Housing Summit Seeks Help For Poor Experts Will Brainstorm Saturday For Ways To Create Affordable Homes

An upcoming Spokane housing summit may plant seeds for a new low-income housing levy voters could see as soon as next spring.

A broad spray of housing advocates, city leaders and others will gather Saturday to brainstorm ways to create more affordable homes in the area.

“A Roof Over My Head II” comes as Congress announces plans to shrink the federal government’s role in housing the poor.

It also arrives as Spokane’s tight rental market is forcing impoverished families to share homes, or squeezing them out into the streets.

“I am getting besieged with calls for help,” said Jackie Brislin of the Greater Spokane Coalition Against Poverty. “There’s no more money available.
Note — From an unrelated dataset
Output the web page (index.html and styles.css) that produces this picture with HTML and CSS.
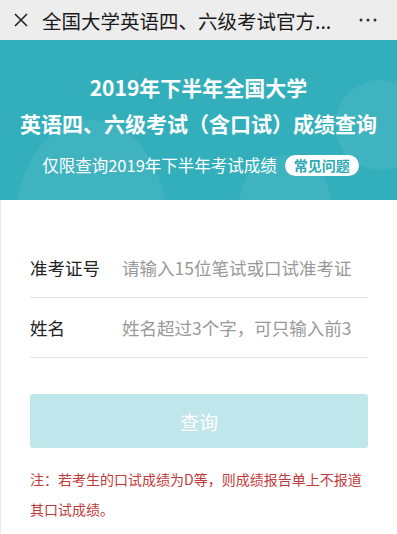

Everyone is squeezed dry.”

Housing advocates point to these numbers as proof of a crisis:

More than a dozen families are turned away from the Spokane Homeless Project on a daily basis.
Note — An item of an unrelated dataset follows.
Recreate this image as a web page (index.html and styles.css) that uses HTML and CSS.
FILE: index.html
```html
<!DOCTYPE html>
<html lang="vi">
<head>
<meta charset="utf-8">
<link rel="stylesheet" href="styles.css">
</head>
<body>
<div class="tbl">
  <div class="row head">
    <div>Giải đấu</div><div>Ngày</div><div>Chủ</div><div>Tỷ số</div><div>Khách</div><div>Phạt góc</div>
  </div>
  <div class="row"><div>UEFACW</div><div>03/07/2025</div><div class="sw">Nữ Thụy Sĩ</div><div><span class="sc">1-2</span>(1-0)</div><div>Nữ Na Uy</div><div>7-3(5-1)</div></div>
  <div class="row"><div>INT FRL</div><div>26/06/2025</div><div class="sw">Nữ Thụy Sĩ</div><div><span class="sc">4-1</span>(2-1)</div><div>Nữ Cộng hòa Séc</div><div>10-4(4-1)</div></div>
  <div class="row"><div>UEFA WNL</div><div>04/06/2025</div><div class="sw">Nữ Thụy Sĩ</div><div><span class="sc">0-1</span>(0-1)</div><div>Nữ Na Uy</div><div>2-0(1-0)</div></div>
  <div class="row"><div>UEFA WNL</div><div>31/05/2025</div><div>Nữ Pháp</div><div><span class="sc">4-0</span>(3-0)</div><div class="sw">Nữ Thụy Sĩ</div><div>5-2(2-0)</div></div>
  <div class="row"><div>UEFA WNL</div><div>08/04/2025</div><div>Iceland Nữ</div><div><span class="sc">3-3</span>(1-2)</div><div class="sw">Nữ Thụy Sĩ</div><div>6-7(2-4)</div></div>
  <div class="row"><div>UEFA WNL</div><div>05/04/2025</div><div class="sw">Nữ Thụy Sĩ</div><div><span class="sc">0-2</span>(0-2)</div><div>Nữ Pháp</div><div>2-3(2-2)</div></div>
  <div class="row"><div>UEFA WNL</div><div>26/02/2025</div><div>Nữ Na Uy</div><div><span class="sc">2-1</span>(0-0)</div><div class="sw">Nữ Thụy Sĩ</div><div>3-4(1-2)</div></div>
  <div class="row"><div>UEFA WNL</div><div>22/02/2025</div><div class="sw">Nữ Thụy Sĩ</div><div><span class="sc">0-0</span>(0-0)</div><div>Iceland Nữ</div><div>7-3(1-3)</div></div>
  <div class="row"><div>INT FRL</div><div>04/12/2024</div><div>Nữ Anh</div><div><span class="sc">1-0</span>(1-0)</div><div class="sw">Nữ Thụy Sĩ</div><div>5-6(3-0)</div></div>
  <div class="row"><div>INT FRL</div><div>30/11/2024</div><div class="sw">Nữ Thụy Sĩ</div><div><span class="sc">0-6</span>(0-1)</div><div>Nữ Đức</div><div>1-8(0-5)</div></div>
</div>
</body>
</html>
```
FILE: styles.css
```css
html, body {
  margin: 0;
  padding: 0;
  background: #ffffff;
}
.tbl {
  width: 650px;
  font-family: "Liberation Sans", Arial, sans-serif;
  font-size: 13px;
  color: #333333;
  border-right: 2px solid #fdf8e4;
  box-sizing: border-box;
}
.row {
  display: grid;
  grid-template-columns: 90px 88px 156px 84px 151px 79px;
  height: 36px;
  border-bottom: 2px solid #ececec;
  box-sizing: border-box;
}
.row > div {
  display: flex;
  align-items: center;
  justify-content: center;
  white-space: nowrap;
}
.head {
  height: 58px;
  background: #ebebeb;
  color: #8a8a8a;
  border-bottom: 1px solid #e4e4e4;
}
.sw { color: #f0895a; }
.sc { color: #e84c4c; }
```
Rents have shot up about twice as fast as wages during the past decade.

About 20,000 households in the Spokane area spend more than 30 percent of their income on rent.

Brislin said activists have tried to rebound from the defeat of the 1994 housing levy, which proposed raising $20 million by hiking property taxes over a 10-year span. The whole plan called for pumping about $80 million into building and rehabilitating housing for the poor.

Brislin said a new levy would try to do more with less.

“You’re going to get more for your bucks,” she predicted, noting a rough plan calls for a more comprehensive approach to the housing problems.

But Jim Bamberger, a likely architect of any new levy proposal, said everything is on hold until it becomes clear how much local, state and federal governments plan to invest in affordable housing.

Bamberger, director of Spokane’s Legal Services Center, said it appears Spokane will have to save itself this time instead of relying on help from outside coffers.

“The community has to galvanize with a sense of purpose,” he said.

The Saturday program begins at 8 a.m, inside the Lair Student Union Conference Center at Spokane Community College. A $20 registration fee includes lunch. Some homeless and poor people will be admitted for free.

Spokane Mayor Jack Geraghty, state Rep. Lisa Brown, D-Spokane and other decision makers have been asked to attend. They are expected to get together with housing advocates in a couple of weeks and try to craft a plan.